Product Dig #3: Frictionless Experimentation
June 2022 2 min read
When assumptions are defined and hypothesis based on these assumptions listed it’s time to get down to experimenting. Now for how long should we experimenting?
Move fast
We know that it’s all about speed. Markets are unstable, competitors release new products often, we should be ahead of them. If we succeed in the experiment then we can go building our product for sale, right?
Not at all. Just think about the amount of variability included into the process. Let’s multiply an amount of choices that have to be made to launch a single experiment:
- Experiment type;
- Experiment scenario;
- Test users (channels, geography, behaviors);
- Value proposition and user benefits;
- Proof and content;
- Timing.
By setting up a single setting for the experiment we might be easily biased. As final results may be influenced by variety of unknown factors. Solution here is straight-forward - let’s setup an experiment for several audiences in different days of week and hours per day split testing with several different value propositions.
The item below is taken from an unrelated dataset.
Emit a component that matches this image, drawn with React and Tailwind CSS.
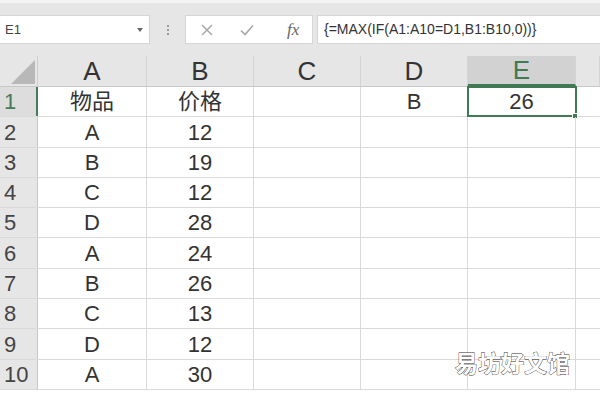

This we will make the data output from this single experiments to be more reliable. The problem still exists is that it’s no single rapid experimentation technique to test different parts of the business model.
Are we really experimenting?
On the other hand so called experiments that can prove a lot are not experiments at all. They are already built products. While our task is to go step-by-step an not to scale our efforts prematurely before we sure that the solution satisfies customers and we can produce it. Going into product building to prove that this product will sale, means that there is no experimenting happened.
Thinking entrepreneurial
We are looking for a solution for producing experiments that will be as quick as possible and will produce better results. Sounds like entrepreneurship within entrepreneurship.
I propose to go from the content for digital products. Once you created solid amount of fine quality content that describes your proposition well, you might go from one experiment to another each time reusing this content, adding one more thing to test. This way you might have a sequence of 3-5 experiments built on single big thing that was created for the first experiment.
As an example you may shoot a product video (1), to be posted on Youtube, social networks and etc. to test engagement metrics and check comments. Then to reuse it for online ad (2) then use it once again with an email campaign (3) then as a part of clickable prototype (4) finally and can it be used for a Kickstarter campaign (5).
Summary
Reusing components from previous experiments will speed up the process significantly. The key is in creating a right sequence of experiments with reusable components. It will make you able to launch experiments continuously without long preparations. It’s not a silver bullet solution but an approach to get better results with least efforts.